How many moles of \(Ba_3(PO_4)_2\) will be formed by the reaction of \(5\) moles of \(BaCl_2\) and \(3\) moles of \(Na_3(PO_4)\).

Answer 1

The chemical reaction between barium chloride (\(BaCl_2\)) and sodium phosphate (\(Na_3(PO_4)\)) is: \[ 3BaCl_2 + 2Na_3(PO_4) \rightarrow Ba_3(PO_4)_2 + 6NaCl \] Step 1: Determine the mole ratio from the balanced equation.
From the balanced equation, the mole ratio of \(BaCl_2\) to \(Ba_3(PO_4)_2\) is 3:1, and the mole ratio of \(Na_3(PO_4)\) to \(Ba_3(PO_4)_2\) is 2:1. 

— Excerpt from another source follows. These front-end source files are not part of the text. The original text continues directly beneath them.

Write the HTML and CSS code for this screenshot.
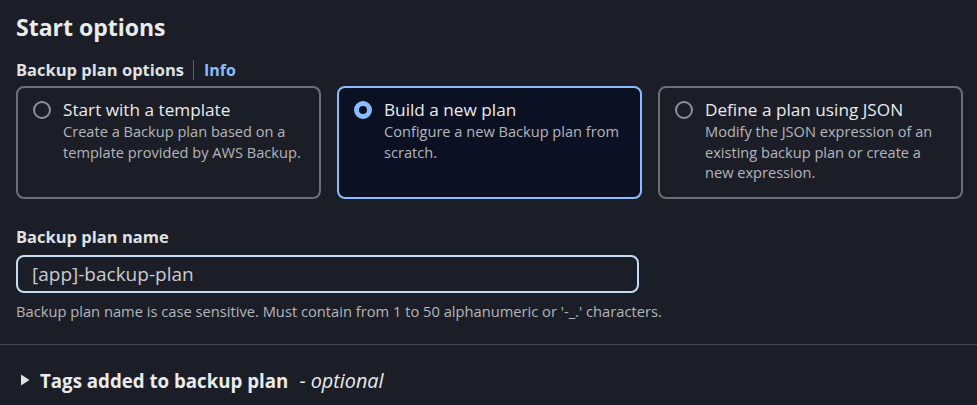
FILE: index.html
```html
<!DOCTYPE html>
<html>
<head>
<meta charset="utf-8">
<link rel="stylesheet" href="styles.css">
</head>
<body>
<div class="page">
  <section class="section">
    <h2 class="heading">Start options</h2>
    <div class="field-label-row">
      <span class="field-label">Backup plan options</span>
      <span class="sep"></span>
      <a class="info" href="#">Info</a>
    </div>
    <div class="tiles">
      <div class="tile">
        <span class="radio"></span>
        <div class="tile-body">
          <div class="tile-title">Start with a template</div>
          <div class="tile-desc">Create a Backup plan based on a template provided by AWS Backup.</div>
        </div>
      </div>
      <div class="tile selected">
        <span class="radio checked"></span>
        <div class="tile-body">
          <div class="tile-title">Build a new plan</div>
          <div class="tile-desc">Configure a new Backup plan from scratch.</div>
        </div>
      </div>
      <div class="tile">
        <span class="radio"></span>
        <div class="tile-body">
          <div class="tile-title">Define a plan using JSON</div>
          <div class="tile-desc">Modify the JSON expression of an existing backup plan or create a new expression.</div>
        </div>
      </div>
    </div>
    <div class="name-field">
      <div class="field-label">Backup plan name</div>
      <div class="input">[app]-backup-plan</div>
      <div class="hint">Backup plan name is case sensitive. Must contain from 1 to 50 alphanumeric or '-_.' characters.</div>
    </div>
  </section>
  <div class="divider"></div>
  <div class="expander">
    <svg class="caret" width="10" height="12" viewBox="0 0 10 12"><path d="M1 0.5 L9.5 6 L1 11.5 Z" fill="#dfe1e5"/></svg>
    <span class="exp-title">Tags added to backup plan</span>
    <span class="optional">- optional</span>
  </div>
</div>
</body>
</html>
```
FILE: styles.css
```css
* { box-sizing: border-box; }
html, body { margin: 0; padding: 0; }
body {
  background: #1b1e26;
  font-family: "Open Sans", "Noto Sans", sans-serif;
  color: #dfe1e5;
  width: 977px;
  height: 405px;
  overflow: hidden;
}
.page { display: flex; flex-direction: column; }
.section { padding: 11px 16px 0 16px; display: flex; flex-direction: column; }
.heading {
  margin: 0;
  font-size: 23px;
  line-height: 32px;
  font-weight: 700;
  color: #e9ebed;
}
.field-label-row {
  display: flex;
  align-items: center;
  margin-top: 15px;
  height: 24px;
}
.field-label {
  font-size: 16.5px;
  font-weight: 700;
  line-height: 24px;
  color: #dfe1e5;
}
.sep {
  width: 1px;
  height: 20px;
  background: #5a5e66;
  margin: 0 10px 0 9px;
}
.info {
  font-size: 16px;
  font-weight: 700;
  color: #89bdff;
  text-decoration: none;
}
.tiles {
  display: grid;
  grid-template-columns: 305px 305px 305px;
  gap: 16px;
  margin-top: 4px;
}
.tile {
  height: 113px;
  border: 2px solid #6b6f78;
  border-radius: 8px;
  padding: 11px 12px 0 15px;
  display: flex;
  gap: 12px;
}
.tile.selected {
  border-color: #89bdff;
  background: #0b1122;
}
.radio {
  flex: none;
  width: 18px;
  height: 18px;
  margin-top: 2px;
  border: 2px solid #8d9199;
  border-radius: 50%;
}
.radio.checked {
  border: 5px solid #89bdff;
  background: #0b1122;
}
.tile-body { display: flex; flex-direction: column; }
.tile-title {
  font-size: 17.2px;
  line-height: 22px;
  color: #e9ebed;
}
.tile-desc {
  font-size: 14.6px;
  line-height: 20.5px;
  color: #b3b6bc;
}
.name-field { display: flex; flex-direction: column; margin-top: 26px; }
.input {
  margin-top: 6px;
  width: 623px;
  height: 38px;
  border: 2px solid #c5dcf7;
  border-radius: 8px;
  padding: 0 14px;
  display: flex;
  align-items: center;
  font-size: 19px;
  color: #c9ccd1;
}
.hint {
  margin-top: 8px;
  font-size: 14.7px;
  line-height: 20px;
  color: #b3b6bc;
}
.divider {
  margin-top: 23px;
  height: 1px;
  background: #41454d;
}
.expander {
  display: flex;
  align-items: center;
  padding: 20px 0 0 20px;
  height: 50px;
}
.caret { margin-right: 10px; }
.exp-title {
  font-size: 18.7px;
  font-weight: 700;
  color: #e9ebed;
}
.optional {
  margin-left: 11px;
  font-size: 19.8px;
  font-style: italic;
  color: #e9ebed;
}
```
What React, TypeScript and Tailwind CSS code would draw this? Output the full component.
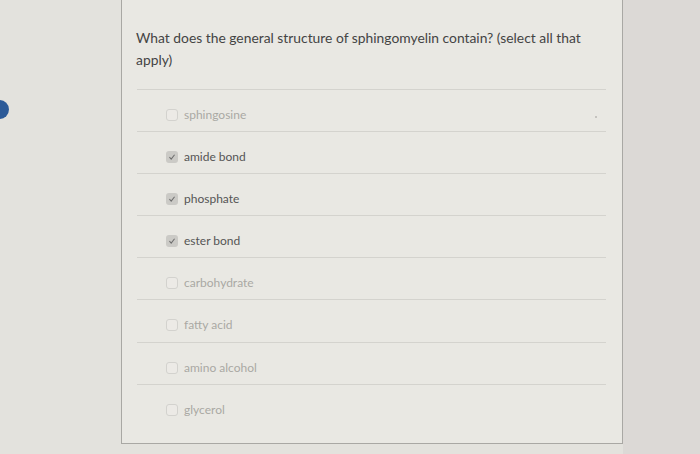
const options = [
  { label: "sphingosine", checked: false },
  { label: "amide bond", checked: true },
  { label: "phosphate", checked: true },
  { label: "ester bond", checked: true },
  { label: "carbohydrate", checked: false },
  { label: "fatty acid", checked: false },
  { label: "amino alcohol", checked: false },
  { label: "glycerol", checked: false },
];

function Box({ checked }: { checked: boolean }) {
  if (checked) {
    return (
      <span className="flex h-[12px] w-[12px] items-center justify-center rounded-[3px] bg-[#cbcac6]">
        <svg viewBox="0 0 10 10" className="h-[8px] w-[8px]">
          <path d="M1.8 5.2 L4 7.6 L8.2 2.2" fill="none" stroke="#6e6e6e" strokeWidth="1.3" />
        </svg>
      </span>
    );
  }
  return <span className="h-[12px] w-[12px] rounded-[3px] border border-[#d3d2ce] bg-[#eceae6]" />;
}

export default function App() {
  return (
    <div className="flex h-[454px] w-[700px] overflow-hidden bg-[#e3e2dd] font-['Lato','Liberation_Sans',sans-serif]">
      {/* left gutter */}
      <div className="w-[121px] shrink-0 pt-[100px]">
        <div className="-ml-[10px] h-[19px] w-[19px] rounded-full bg-[#2c5a98]" />
      </div>

      {/* question card */}
      <div className="h-[444px] w-[502px] shrink-0 border-x border-b border-[#a9a8a4] bg-[#e9e8e3]">
        <p className="w-[470px] pl-[14px] pt-[27px] text-[13.85px] leading-[22px] text-[#444444]">
          What does the general structure of sphingomyelin contain? (select all that apply)
        </p>

        <div className="mt-[18px] ml-[15px] w-[469px]">
          {options.map((o, i) => (
            <div key={o.label} className="flex h-[42.1px] border-t border-[#d4d3ce] pt-[17px] pl-[29px]">
              <div className="flex h-[16px] items-center gap-[6px]">
                <Box checked={o.checked} />
                <span className={`text-[12px] leading-[16px] ${o.checked ? "text-[#555555]" : "text-[#a9a8a4]"}`}>
                  {o.label}
                </span>
              </div>
              {i === 0 && <span className="ml-auto mr-[9px] mt-[9px] h-[2px] w-[2px] rounded-full bg-[#b8b7b3]" />}
            </div>
          ))}
        </div>
      </div>

      <div className="flex-1 bg-[#dcd9d6]" />
    </div>
  );
}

Step 2: Compare the given amounts of reactants to the stoichiometric ratios.
We are given: - 5 moles of \(BaCl_2\) - 3 moles of \(Na_3(PO_4)\) 
Step 3: Find the limiting reactant.
For \(BaCl_2\), using the ratio of 3:1, we calculate the moles of \(Ba_3(PO_4)_2\) that can be formed: \[ \frac{5 \text{ moles of } BaCl_2}{3} = 1.67 \text{ moles of } Ba_3(PO_4)_2 \] For \(Na_3(PO_4)\), using the ratio of 2:1, we calculate the moles of \(Ba_3(PO_4)_2\) that can be formed: \[ \frac{3 \text{ moles of } Na_3(PO_4)}{2} = 1.5 \text{ moles of } Ba_3(PO_4)_2 \] The limiting reactant is \(Na_3(PO_4)\), as it can only produce 1.5 moles of \(Ba_3(PO_4)_2\). 
Final Answer:
Therefore, the number of moles of \(Ba_3(PO_4)_2\) formed is 1.5 moles.